GIVEN TASK
Pictures aside, quote the whole listing exactly.

STORED DATA
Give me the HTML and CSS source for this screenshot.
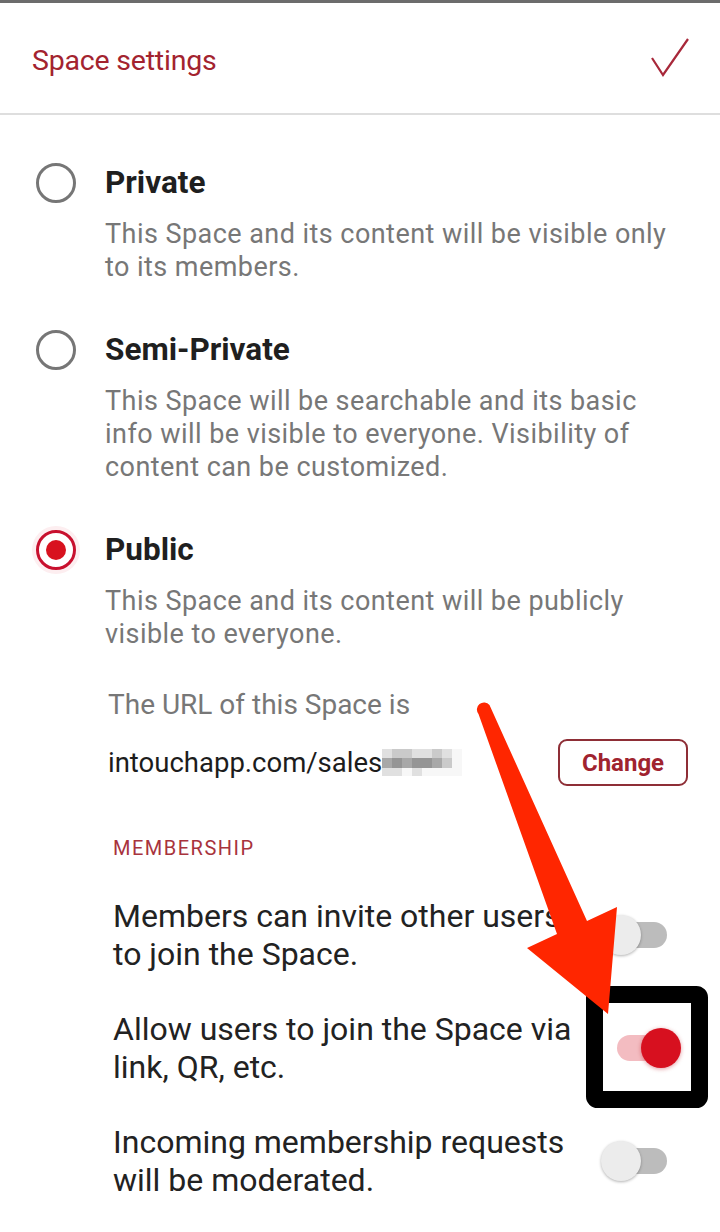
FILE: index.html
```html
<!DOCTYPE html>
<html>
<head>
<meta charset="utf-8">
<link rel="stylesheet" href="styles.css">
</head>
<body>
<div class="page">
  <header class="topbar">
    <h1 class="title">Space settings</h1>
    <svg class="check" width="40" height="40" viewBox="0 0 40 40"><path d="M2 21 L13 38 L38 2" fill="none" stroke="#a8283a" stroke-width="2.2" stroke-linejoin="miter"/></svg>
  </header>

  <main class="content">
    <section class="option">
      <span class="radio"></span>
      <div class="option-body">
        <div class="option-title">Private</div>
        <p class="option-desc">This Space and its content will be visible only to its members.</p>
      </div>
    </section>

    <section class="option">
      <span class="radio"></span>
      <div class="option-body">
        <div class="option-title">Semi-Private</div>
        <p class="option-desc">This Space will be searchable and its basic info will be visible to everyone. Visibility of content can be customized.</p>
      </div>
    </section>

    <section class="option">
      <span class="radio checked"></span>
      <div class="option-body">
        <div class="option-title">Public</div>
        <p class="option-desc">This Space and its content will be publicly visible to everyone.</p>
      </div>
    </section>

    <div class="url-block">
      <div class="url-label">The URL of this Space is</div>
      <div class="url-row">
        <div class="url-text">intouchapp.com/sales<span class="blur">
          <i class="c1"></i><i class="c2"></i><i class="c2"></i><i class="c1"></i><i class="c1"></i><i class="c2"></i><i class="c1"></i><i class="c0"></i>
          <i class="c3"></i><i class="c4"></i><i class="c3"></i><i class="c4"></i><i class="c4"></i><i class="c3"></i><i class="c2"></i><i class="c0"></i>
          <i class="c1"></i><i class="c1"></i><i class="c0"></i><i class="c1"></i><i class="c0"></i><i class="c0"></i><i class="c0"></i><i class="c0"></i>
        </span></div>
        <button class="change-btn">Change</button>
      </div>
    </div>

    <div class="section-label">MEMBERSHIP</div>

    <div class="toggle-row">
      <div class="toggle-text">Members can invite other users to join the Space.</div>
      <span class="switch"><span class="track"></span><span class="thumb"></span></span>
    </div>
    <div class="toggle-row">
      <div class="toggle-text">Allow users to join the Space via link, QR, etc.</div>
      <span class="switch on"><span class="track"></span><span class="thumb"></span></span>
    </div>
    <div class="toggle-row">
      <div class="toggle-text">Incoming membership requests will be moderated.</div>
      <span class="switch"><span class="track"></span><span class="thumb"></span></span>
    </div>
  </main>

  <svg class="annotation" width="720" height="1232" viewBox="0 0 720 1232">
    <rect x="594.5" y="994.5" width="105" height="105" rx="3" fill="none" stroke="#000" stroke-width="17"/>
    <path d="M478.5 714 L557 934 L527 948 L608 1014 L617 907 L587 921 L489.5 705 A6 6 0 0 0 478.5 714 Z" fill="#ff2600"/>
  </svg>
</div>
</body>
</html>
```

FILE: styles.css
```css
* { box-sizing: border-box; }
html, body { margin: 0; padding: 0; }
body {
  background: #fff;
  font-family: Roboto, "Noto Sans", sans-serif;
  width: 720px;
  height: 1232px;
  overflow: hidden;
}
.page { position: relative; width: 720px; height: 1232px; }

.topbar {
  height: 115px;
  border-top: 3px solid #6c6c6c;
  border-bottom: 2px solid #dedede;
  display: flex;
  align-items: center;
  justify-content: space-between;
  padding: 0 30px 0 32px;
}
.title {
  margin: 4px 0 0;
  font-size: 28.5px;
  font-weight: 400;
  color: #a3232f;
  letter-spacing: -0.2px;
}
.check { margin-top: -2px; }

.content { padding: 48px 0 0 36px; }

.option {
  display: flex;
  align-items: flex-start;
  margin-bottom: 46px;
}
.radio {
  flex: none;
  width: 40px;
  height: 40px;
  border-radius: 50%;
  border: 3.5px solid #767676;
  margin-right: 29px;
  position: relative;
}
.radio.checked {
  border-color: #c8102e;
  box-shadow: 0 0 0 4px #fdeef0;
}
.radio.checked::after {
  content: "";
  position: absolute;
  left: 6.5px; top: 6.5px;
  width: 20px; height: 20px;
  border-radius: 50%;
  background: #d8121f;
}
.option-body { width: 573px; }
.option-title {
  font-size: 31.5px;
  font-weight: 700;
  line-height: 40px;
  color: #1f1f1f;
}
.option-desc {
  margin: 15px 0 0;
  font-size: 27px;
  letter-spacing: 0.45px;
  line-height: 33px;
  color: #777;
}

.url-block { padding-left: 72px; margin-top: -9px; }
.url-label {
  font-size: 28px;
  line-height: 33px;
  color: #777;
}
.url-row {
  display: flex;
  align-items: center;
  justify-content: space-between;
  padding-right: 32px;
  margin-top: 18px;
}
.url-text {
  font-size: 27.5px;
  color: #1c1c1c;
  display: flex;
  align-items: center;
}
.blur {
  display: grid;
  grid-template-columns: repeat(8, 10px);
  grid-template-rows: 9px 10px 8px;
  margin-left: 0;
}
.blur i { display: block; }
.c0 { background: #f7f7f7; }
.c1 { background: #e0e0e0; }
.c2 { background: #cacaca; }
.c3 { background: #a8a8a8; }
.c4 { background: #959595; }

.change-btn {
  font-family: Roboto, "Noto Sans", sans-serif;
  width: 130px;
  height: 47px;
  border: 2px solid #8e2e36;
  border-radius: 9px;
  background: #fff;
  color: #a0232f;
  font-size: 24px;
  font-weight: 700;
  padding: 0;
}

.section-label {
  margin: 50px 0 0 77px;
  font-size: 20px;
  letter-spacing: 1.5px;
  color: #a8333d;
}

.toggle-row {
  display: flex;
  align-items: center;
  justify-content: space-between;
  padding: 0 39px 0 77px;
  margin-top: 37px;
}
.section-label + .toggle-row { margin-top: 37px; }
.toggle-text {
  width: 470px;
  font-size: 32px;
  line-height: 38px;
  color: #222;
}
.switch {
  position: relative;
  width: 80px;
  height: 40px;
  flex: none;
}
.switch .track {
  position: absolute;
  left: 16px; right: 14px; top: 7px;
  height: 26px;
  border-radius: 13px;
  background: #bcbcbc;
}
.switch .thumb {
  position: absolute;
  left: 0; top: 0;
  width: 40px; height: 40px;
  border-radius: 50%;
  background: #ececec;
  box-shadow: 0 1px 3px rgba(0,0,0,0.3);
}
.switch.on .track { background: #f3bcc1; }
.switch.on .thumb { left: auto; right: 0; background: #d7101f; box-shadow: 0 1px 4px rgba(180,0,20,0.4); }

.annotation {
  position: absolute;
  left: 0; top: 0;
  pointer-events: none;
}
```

THE ANSWER
Give me the HTML and CSS source for this screenshot.
FILE: index.html
```html
<!DOCTYPE html>
<html>
<head>
<meta charset="utf-8">
<link rel="stylesheet" href="styles.css">
</head>
<body>
<div class="page">
  <header class="topbar">
    <h1 class="title">Space settings</h1>
    <svg class="check" width="40" height="40" viewBox="0 0 40 40"><path d="M2 21 L13 38 L38 2" fill="none" stroke="#a8283a" stroke-width="2.2" stroke-linejoin="miter"/></svg>
  </header>

  <main class="content">
    <section class="option">
      <span class="radio"></span>
      <div class="option-body">
        <div class="option-title">Private</div>
        <p class="option-desc">This Space and its content will be visible only to its members.</p>
      </div>
    </section>

    <section class="option">
      <span class="radio"></span>
      <div class="option-body">
        <div class="option-title">Semi-Private</div>
        <p class="option-desc">This Space will be searchable and its basic info will be visible to everyone. Visibility of content can be customized.</p>
      </div>
    </section>

    <section class="option">
      <span class="radio checked"></span>
      <div class="option-body">
        <div class="option-title">Public</div>
        <p class="option-desc">This Space and its content will be publicly visible to everyone.</p>
      </div>
    </section>

    <div class="url-block">
      <div class="url-label">The URL of this Space is</div>
      <div class="url-row">
        <div class="url-text">intouchapp.com/sales<span class="blur">
          <i class="c1"></i><i class="c2"></i><i class="c2"></i><i class="c1"></i><i class="c1"></i><i class="c2"></i><i class="c1"></i><i class="c0"></i>
          <i class="c3"></i><i class="c4"></i><i class="c3"></i><i class="c4"></i><i class="c4"></i><i class="c3"></i><i class="c2"></i><i class="c0"></i>
          <i class="c1"></i><i class="c1"></i><i class="c0"></i><i class="c1"></i><i class="c0"></i><i class="c0"></i><i class="c0"></i><i class="c0"></i>
        </span></div>
        <button class="change-btn">Change</button>
      </div>
    </div>

    <div class="section-label">MEMBERSHIP</div>

    <div class="toggle-row">
      <div class="toggle-text">Members can invite other users to join the Space.</div>
      <span class="switch"><span class="track"></span><span class="thumb"></span></span>
    </div>
    <div class="toggle-row">
      <div class="toggle-text">Allow users to join the Space via link, QR, etc.</div>
      <span class="switch on"><span class="track"></span><span class="thumb"></span></span>
    </div>
    <div class="toggle-row">
      <div class="toggle-text">Incoming membership requests will be moderated.</div>
      <span class="switch"><span class="track"></span><span class="thumb"></span></span>
    </div>
  </main>

  <svg class="annotation" width="720" height="1232" viewBox="0 0 720 1232">
    <rect x="594.5" y="994.5" width="105" height="105" rx="3" fill="none" stroke="#000" stroke-width="17"/>
    <path d="M478.5 714 L557 934 L527 948 L608 1014 L617 907 L587 921 L489.5 705 A6 6 0 0 0 478.5 714 Z" fill="#ff2600"/>
  </svg>
</div>
</body>
</html>
```

FILE: styles.css
```css
* { box-sizing: border-box; }
html, body { margin: 0; padding: 0; }
body {
  background: #fff;
  font-family: Roboto, "Noto Sans", sans-serif;
  width: 720px;
  height: 1232px;
  overflow: hidden;
}
.page { position: relative; width: 720px; height: 1232px; }

.topbar {
  height: 115px;
  border-top: 3px solid #6c6c6c;
  border-bottom: 2px solid #dedede;
  display: flex;
  align-items: center;
  justify-content: space-between;
  padding: 0 30px 0 32px;
}
.title {
  margin: 4px 0 0;
  font-size: 28.5px;
  font-weight: 400;
  color: #a3232f;
  letter-spacing: -0.2px;
}
.check { margin-top: -2px; }

.content { padding: 48px 0 0 36px; }

.option {
  display: flex;
  align-items: flex-start;
  margin-bottom: 46px;
}
.radio {
  flex: none;
  width: 40px;
  height: 40px;
  border-radius: 50%;
  border: 3.5px solid #767676;
  margin-right: 29px;
  position: relative;
}
.radio.checked {
  border-color: #c8102e;
  box-shadow: 0 0 0 4px #fdeef0;
}
.radio.checked::after {
  content: "";
  position: absolute;
  left: 6.5px; top: 6.5px;
  width: 20px; height: 20px;
  border-radius: 50%;
  background: #d8121f;
}
.option-body { width: 573px; }
.option-title {
  font-size: 31.5px;
  font-weight: 700;
  line-height: 40px;
  color: #1f1f1f;
}
.option-desc {
  margin: 15px 0 0;
  font-size: 27px;
  letter-spacing: 0.45px;
  line-height: 33px;
  color: #777;
}

.url-block { padding-left: 72px; margin-top: -9px; }
.url-label {
  font-size: 28px;
  line-height: 33px;
  color: #777;
}
.url-row {
  display: flex;
  align-items: center;
  justify-content: space-between;
  padding-right: 32px;
  margin-top: 18px;
}
.url-text {
  font-size: 27.5px;
  color: #1c1c1c;
  display: flex;
  align-items: center;
}
.blur {
  display: grid;
  grid-template-columns: repeat(8, 10px);
  grid-template-rows: 9px 10px 8px;
  margin-left: 0;
}
.blur i { display: block; }
.c0 { background: #f7f7f7; }
.c1 { background: #e0e0e0; }
.c2 { background: #cacaca; }
.c3 { background: #a8a8a8; }
.c4 { background: #959595; }

.change-btn {
  font-family: Roboto, "Noto Sans", sans-serif;
  width: 130px;
  height: 47px;
  border: 2px solid #8e2e36;
  border-radius: 9px;
  background: #fff;
  color: #a0232f;
  font-size: 24px;
  font-weight: 700;
  padding: 0;
}

.section-label {
  margin: 50px 0 0 77px;
  font-size: 20px;
  letter-spacing: 1.5px;
  color: #a8333d;
}

.toggle-row {
  display: flex;
  align-items: center;
  justify-content: space-between;
  padding: 0 39px 0 77px;
  margin-top: 37px;
}
.section-label + .toggle-row { margin-top: 37px; }
.toggle-text {
  width: 470px;
  font-size: 32px;
  line-height: 38px;
  color: #222;
}
.switch {
  position: relative;
  width: 80px;
  height: 40px;
  flex: none;
}
.switch .track {
  position: absolute;
  left: 16px; right: 14px; top: 7px;
  height: 26px;
  border-radius: 13px;
  background: #bcbcbc;
}
.switch .thumb {
  position: absolute;
  left: 0; top: 0;
  width: 40px; height: 40px;
  border-radius: 50%;
  background: #ececec;
  box-shadow: 0 1px 3px rgba(0,0,0,0.3);
}
.switch.on .track { background: #f3bcc1; }
.switch.on .thumb { left: auto; right: 0; background: #d7101f; box-shadow: 0 1px 4px rgba(180,0,20,0.4); }

.annotation {
  position: absolute;
  left: 0; top: 0;
  pointer-events: none;
}
```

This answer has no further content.